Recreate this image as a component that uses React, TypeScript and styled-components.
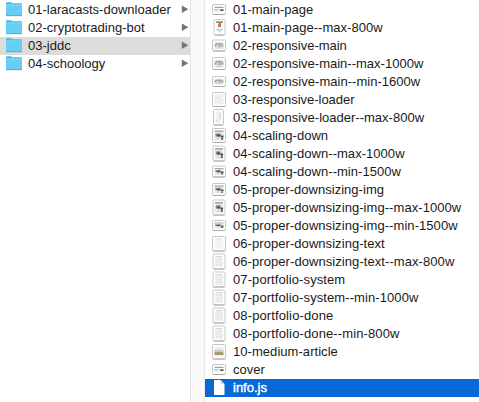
import React from "react";
import styled, { createGlobalStyle } from "styled-components";

const GlobalStyle = createGlobalStyle`
  body { margin: 0; background: #fff; overflow: hidden; }
`;

const Browser = styled.main`
  display: grid;
  grid-template-columns: 190px 15px 1fr;
  width: 479px;
  height: 402px;
  overflow: hidden;
  background: #fff;
  color: #1a1a1a;
  font: 13px/18px "Liberation Sans", Arial, sans-serif;
`;

const Column = styled.ul`
  margin: 0;
  padding: 1px 0 0;
  list-style: none;
  min-width: 0;
`;

const ScrollTrack = styled.div`
  box-sizing: border-box;
  background: #fafafa;
  border-left: 1px solid #e4e4e4;
  border-right: 1px solid #e8e8e8;
`;

const FolderRow = styled.li<{ $selected?: boolean }>`
  display: flex;
  align-items: center;
  height: 18px;
  padding: 0 1px 0 5px;
  background: ${(p) => (p.$selected ? "#dcdcdc" : "transparent")};
`;

const FileRow = styled.li<{ $selected?: boolean }>`
  display: flex;
  align-items: center;
  height: 18px;
  padding-left: 6px;
  background: ${(p) => (p.$selected ? "#0869d6" : "transparent")};
  color: ${(p) => (p.$selected ? "#fff" : "inherit")};
  -webkit-text-stroke: ${(p) => (p.$selected ? "0.4px #fff" : "0")};
`;

const Label = styled.span<{ $gap: number; $spacing: number }>`
  flex: 1;
  margin-left: ${(p) => p.$gap}px;
  letter-spacing: ${(p) => p.$spacing}px;
  white-space: nowrap;
`;

const Icon = styled.svg`
  display: block;
  flex: none;
`;

const FolderIcon = () => (
  <Icon width="18" height="18" viewBox="0 0 18 18">
    <path d="M1 2.2Q1 1.2 2 1.2H6L7.3 2.2H16Q17 2.2 17 3.2V15H1Z" fill="#43b9e8" />
    <path d="M1 3.6H17V15H1Z" fill="#66cdf5" />
    <path d="M1 4H17" stroke="#8bdcfa" strokeWidth=".8" />
    <path d="M1 14.7H17" stroke="#3da6d2" strokeWidth=".8" />
  </Icon>
);

const Disclosure = () => (
  <Icon width="8" height="18" viewBox="0 0 8 18">
    <path d="M.8 4.6 7.3 8.3 .8 12Z" fill="#757575" />
  </Icon>
);

type Kind = "landing" | "phone" | "hero" | "loader" | "tall" | "scale" | "text" | "lines" | "article" | "document";

/* left, top, width, height of the thumbnail's outer border inside an 18px cell */
type Frame = [number, number, number, number];

const strip: Frame = [1.5, 3.5, 13, 10];
const phone: Frame = [3, 0.5, 11, 15.5];
const low: Frame = [1.5, 3, 13, 11];
const medium: Frame = [1.5, 2.5, 13, 12];
const high: Frame = [1.5, 1.5, 13, 14];
const full: Frame = [2, 1, 12, 15];
const page: Frame = [1.5, 1.5, 13, 14.5];
const narrow: Frame = [2.5, 0.5, 10, 15.5];

const Scene = ({ kind }: { kind: Kind }) => {
  switch (kind) {
    case "landing":
      return <><path d="M0 .5h10v1.5H0z" fill="#777" /><path d="M0 4h3v3H0z" fill="#8fcbd2" /><path d="M3.5 4h2v2h-2z" fill="#f0a48e" /><path d="M6.5 4.5h3.5v3H6.5z" fill="#555" /><path d="M3 8h3v1H3z" fill="#aacbe4" /></>;
    case "phone":
      return <><path d="M0 0h10v1H0z" fill="#555" /><path d="M3 2h4v3H3z" fill="#df7050" /><path d="M4 1.5h3v1H4z" fill="#774536" /><path d="M1 6.5h3v1H1zM6 6.5h3v1H6z" fill="#62b7df" /><path d="M4 8h2v1.5H4z" fill="#7bbcf0" /></>;
    case "hero":
      return <><path d="M0 0h10v10H0z" fill="#ececec" /><path d="M0 4 2 1.5h6L10 4v2.5H7.5V4h-5v2.5H0z" fill="#a8a8a8" /><path d="M4 5h3v1.5H4z" fill="#8b7770" /><path d="M1 8h8v1H1z" fill="#b8c4b9" /></>;
    case "loader":
      return <><path d="M0 0h10v10H0z" fill="#f1f1f1" /><path d="M5 1v4h4v4H6M1 3h3M1 7h4" stroke="#e1e1e1" strokeWidth=".8" fill="none" /></>;
    case "tall":
      return <><path d="M0 0h10v10H0z" fill="#f1f1f1" /><path d="M6 1h3v6H6zM1 7h4v2H1z" fill="#dedede" /></>;
    case "scale":
      return <><path d="M0 0h10v10H0z" fill="#e9e9e9" /><path d="M0 0h10v1.5H0z" fill="#aaa" /><path d="M1 3h6v3H1z" fill="#888" /><path d="M3 4h3v2H3zM7 5h3v2H7zM7.5 7.5h2v1.7h-2z" fill="#484848" /><path d="M3 7.5h2v1H3z" fill="#a7cfbc" /></>;
    case "text":
      return <><path d="M0 0h10v10H0z" fill="#f4f4f4" /><path d="M2 0h6v.8H2z" fill="#d8d8d8" /><path d="M1 3h5v.6H1zM2 6h6v.6H2z" fill="#e8e8e8" /></>;
    case "lines":
      return <><path d="M0 0h10v10H0z" fill="#f0f0f0" /><path d="M2 0h6v.8H2z" fill="#cecece" /><path d="M1 2.5h3v.7H1zM5 2.5h4v.7H5zM2 5h6v.7H2zM1 7.5h4v.7H1zM6 7.5h3v.7H6z" fill="#dcdcdc" /></>;
    case "article":
      return <><path d="M0 0h10v10H0z" fill="#f1f1f1" /><path d="M0 3h10v4H0z" fill="#cccecd" /><path d="M0 5.5h3l2-.5 5 1V8H0z" fill="#a99868" /></>;
    default:
      return null;
  }
};

const FileIcon = ({ kind, frame }: { kind: Kind; frame: Frame }) => {
  if (kind === "document") {
    return (
      <Icon width="18" height="18" viewBox="0 0 18 18">
        <path d="M3 1H9.5L13.5 5V16H3Z" fill="#fff" />
        <path d="M9.5 1V5H13.5Z" fill="#c4dcf3" />
      </Icon>
    );
  }
  const [x, y, w, h] = frame;
  return (
    <Icon width="18" height="18" viewBox="0 0 18 18">
      <rect x={x} y={y} width={w} height={h} rx="1.2" fill="#fff" stroke="#c6c6c6" />
      <path d={`M${x + 0.6} ${y + h}h${w - 1.2}`} stroke="#aaa" />
      <g transform={`translate(${x + 2} ${y + 2}) scale(${(w - 4) / 10} ${(h - 4) / 10})`}>
        <Scene kind={kind} />
      </g>
    </Icon>
  );
};

const folders: [string, number][] = [
  ["01-laracasts-downloader", 0.02],
  ["02-cryptotrading-bot", 0.02],
  ["03-jddc", 0],
  ["04-schoology", 0],
];

const files: [string, Kind, Frame, number][] = [
  ["01-main-page", "landing", strip, 0],
  ["01-main-page--max-800w", "phone", phone, 0.04],
  ["02-responsive-main", "hero", low, -0.02],
  ["02-responsive-main--max-1000w", "hero", medium, 0.01],
  ["02-responsive-main--min-1600w", "hero", strip, 0.03],
  ["03-responsive-loader", "loader", high, -0.03],
  ["03-responsive-loader--max-800w", "tall", narrow, 0.01],
  ["04-scaling-down", "scale", high, 0.03],
  ["04-scaling-down--max-1000w", "scale", full, 0.04],
  ["04-scaling-down--min-1500w", "scale", low, 0.04],
  ["05-proper-downsizing-img", "scale", medium, 0.03],
  ["05-proper-downsizing-img--max-1000w", "scale", full, 0.06],
  ["05-proper-downsizing-img--min-1500w", "scale", strip, 0.06],
  ["06-proper-downsizing-text", "text", page, 0.06],
  ["06-proper-downsizing-text--max-800w", "lines", full, 0.07],
  ["07-portfolio-system", "lines", full, 0.09],
  ["07-portfolio-system--min-1000w", "lines", full, 0.09],
  ["08-portfolio-done", "lines", full, 0.12],
  ["08-portfolio-done--min-800w", "lines", full, 0.12],
  ["10-medium-article", "article", page, 0.05],
  ["cover", "landing", strip, 0],
  ["info.js", "document", full, 0],
];

export default function App() {
  return (
    <>
      <GlobalStyle />
      <Browser>
        <Column>
          {folders.map(([name, spacing]) => (
            <FolderRow key={name} $selected={name === "03-jddc"}>
              <FolderIcon />
              <Label $gap={5} $spacing={spacing}>{name}</Label>
              <Disclosure />
            </FolderRow>
          ))}
        </Column>
        <ScrollTrack />
        <Column>
          {files.map(([name, kind, frame, spacing]) => (
            <FileRow key={name} $selected={name === "info.js"}>
              <FileIcon kind={kind} frame={frame} />
              <Label $gap={4} $spacing={spacing}>{name}</Label>
            </FileRow>
          ))}
        </Column>
      </Browser>
    </>
  );
}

- - -

### Problem
Copy out every line with the word "styled".

### Expected answer
Recreate this image as a component that uses React, TypeScript and styled-components.
import styled, { createGlobalStyle } from "styled-components";
const Browser = styled.main`
const Column = styled.ul`
const ScrollTrack = styled.div`
const FolderRow = styled.li<{ $selected?: boolean }>`
const FileRow = styled.li<{ $selected?: boolean }>`
const Label = styled.span<{ $gap: number; $spacing: number }>`
const Icon = styled.svg`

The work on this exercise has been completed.